**CHALLENGE:** Give all the lines below again, exactly, with no pictures.

**DATA BLOCK:**
+ + + + +

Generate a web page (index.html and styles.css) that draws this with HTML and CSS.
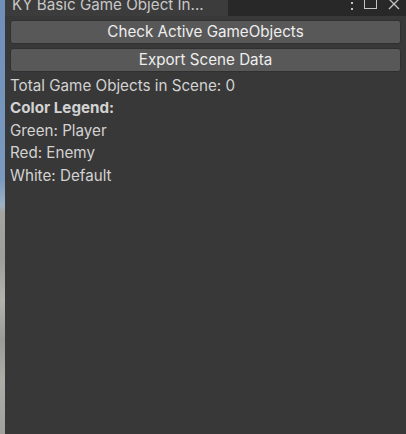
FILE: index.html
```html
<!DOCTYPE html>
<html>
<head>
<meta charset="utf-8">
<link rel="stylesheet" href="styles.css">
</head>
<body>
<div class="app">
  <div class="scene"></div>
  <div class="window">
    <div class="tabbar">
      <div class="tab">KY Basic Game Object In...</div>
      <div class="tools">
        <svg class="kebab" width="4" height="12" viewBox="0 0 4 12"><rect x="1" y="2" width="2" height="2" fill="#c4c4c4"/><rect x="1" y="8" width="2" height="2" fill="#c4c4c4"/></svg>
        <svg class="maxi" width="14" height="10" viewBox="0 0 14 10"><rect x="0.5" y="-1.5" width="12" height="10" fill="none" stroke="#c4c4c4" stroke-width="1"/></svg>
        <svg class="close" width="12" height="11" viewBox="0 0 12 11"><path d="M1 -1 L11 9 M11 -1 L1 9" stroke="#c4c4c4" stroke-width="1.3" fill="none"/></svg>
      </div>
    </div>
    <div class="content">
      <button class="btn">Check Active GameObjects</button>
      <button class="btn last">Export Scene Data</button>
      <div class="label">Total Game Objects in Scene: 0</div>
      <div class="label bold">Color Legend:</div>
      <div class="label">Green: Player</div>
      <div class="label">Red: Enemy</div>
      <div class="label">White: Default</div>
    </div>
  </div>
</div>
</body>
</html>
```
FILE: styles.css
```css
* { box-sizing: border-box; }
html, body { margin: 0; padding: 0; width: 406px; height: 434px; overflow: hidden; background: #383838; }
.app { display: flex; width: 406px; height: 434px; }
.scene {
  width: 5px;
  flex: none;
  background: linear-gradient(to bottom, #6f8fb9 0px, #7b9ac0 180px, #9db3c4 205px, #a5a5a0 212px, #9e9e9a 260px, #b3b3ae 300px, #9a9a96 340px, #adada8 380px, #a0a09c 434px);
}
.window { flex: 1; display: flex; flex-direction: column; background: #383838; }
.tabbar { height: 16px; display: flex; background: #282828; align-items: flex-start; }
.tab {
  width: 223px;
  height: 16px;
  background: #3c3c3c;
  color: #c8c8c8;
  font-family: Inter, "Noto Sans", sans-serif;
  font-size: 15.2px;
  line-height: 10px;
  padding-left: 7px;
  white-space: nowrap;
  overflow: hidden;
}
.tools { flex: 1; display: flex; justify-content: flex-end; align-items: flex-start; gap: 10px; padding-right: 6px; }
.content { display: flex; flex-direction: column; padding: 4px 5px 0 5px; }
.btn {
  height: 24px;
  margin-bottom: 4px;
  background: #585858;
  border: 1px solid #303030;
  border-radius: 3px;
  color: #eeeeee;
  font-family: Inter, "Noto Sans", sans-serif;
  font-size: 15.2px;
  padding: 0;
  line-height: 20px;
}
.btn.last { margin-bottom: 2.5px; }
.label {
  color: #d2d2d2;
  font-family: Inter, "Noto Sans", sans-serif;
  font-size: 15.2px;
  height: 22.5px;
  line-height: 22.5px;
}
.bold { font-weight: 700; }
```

+ + + + +

**REPLY:**
Generate a web page (index.html and styles.css) that draws this with HTML and CSS.
FILE: index.html
```html
<!DOCTYPE html>
<html>
<head>
<meta charset="utf-8">
<link rel="stylesheet" href="styles.css">
</head>
<body>
<div class="app">
  <div class="scene"></div>
  <div class="window">
    <div class="tabbar">
      <div class="tab">KY Basic Game Object In...</div>
      <div class="tools">
        <svg class="kebab" width="4" height="12" viewBox="0 0 4 12"><rect x="1" y="2" width="2" height="2" fill="#c4c4c4"/><rect x="1" y="8" width="2" height="2" fill="#c4c4c4"/></svg>
        <svg class="maxi" width="14" height="10" viewBox="0 0 14 10"><rect x="0.5" y="-1.5" width="12" height="10" fill="none" stroke="#c4c4c4" stroke-width="1"/></svg>
        <svg class="close" width="12" height="11" viewBox="0 0 12 11"><path d="M1 -1 L11 9 M11 -1 L1 9" stroke="#c4c4c4" stroke-width="1.3" fill="none"/></svg>
      </div>
    </div>
    <div class="content">
      <button class="btn">Check Active GameObjects</button>
      <button class="btn last">Export Scene Data</button>
      <div class="label">Total Game Objects in Scene: 0</div>
      <div class="label bold">Color Legend:</div>
      <div class="label">Green: Player</div>
      <div class="label">Red: Enemy</div>
      <div class="label">White: Default</div>
    </div>
  </div>
</div>
</body>
</html>
```
FILE: styles.css
```css
* { box-sizing: border-box; }
html, body { margin: 0; padding: 0; width: 406px; height: 434px; overflow: hidden; background: #383838; }
.app { display: flex; width: 406px; height: 434px; }
.scene {
  width: 5px;
  flex: none;
  background: linear-gradient(to bottom, #6f8fb9 0px, #7b9ac0 180px, #9db3c4 205px, #a5a5a0 212px, #9e9e9a 260px, #b3b3ae 300px, #9a9a96 340px, #adada8 380px, #a0a09c 434px);
}
.window { flex: 1; display: flex; flex-direction: column; background: #383838; }
.tabbar { height: 16px; display: flex; background: #282828; align-items: flex-start; }
.tab {
  width: 223px;
  height: 16px;
  background: #3c3c3c;
  color: #c8c8c8;
  font-family: Inter, "Noto Sans", sans-serif;
  font-size: 15.2px;
  line-height: 10px;
  padding-left: 7px;
  white-space: nowrap;
  overflow: hidden;
}
.tools { flex: 1; display: flex; justify-content: flex-end; align-items: flex-start; gap: 10px; padding-right: 6px; }
.content { display: flex; flex-direction: column; padding: 4px 5px 0 5px; }
.btn {
  height: 24px;
  margin-bottom: 4px;
  background: #585858;
  border: 1px solid #303030;
  border-radius: 3px;
  color: #eeeeee;
  font-family: Inter, "Noto Sans", sans-serif;
  font-size: 15.2px;
  padding: 0;
  line-height: 20px;
}
.btn.last { margin-bottom: 2.5px; }
.label {
  color: #d2d2d2;
  font-family: Inter, "Noto Sans", sans-serif;
  font-size: 15.2px;
  height: 22.5px;
  line-height: 22.5px;
}
.bold { font-weight: 700; }
```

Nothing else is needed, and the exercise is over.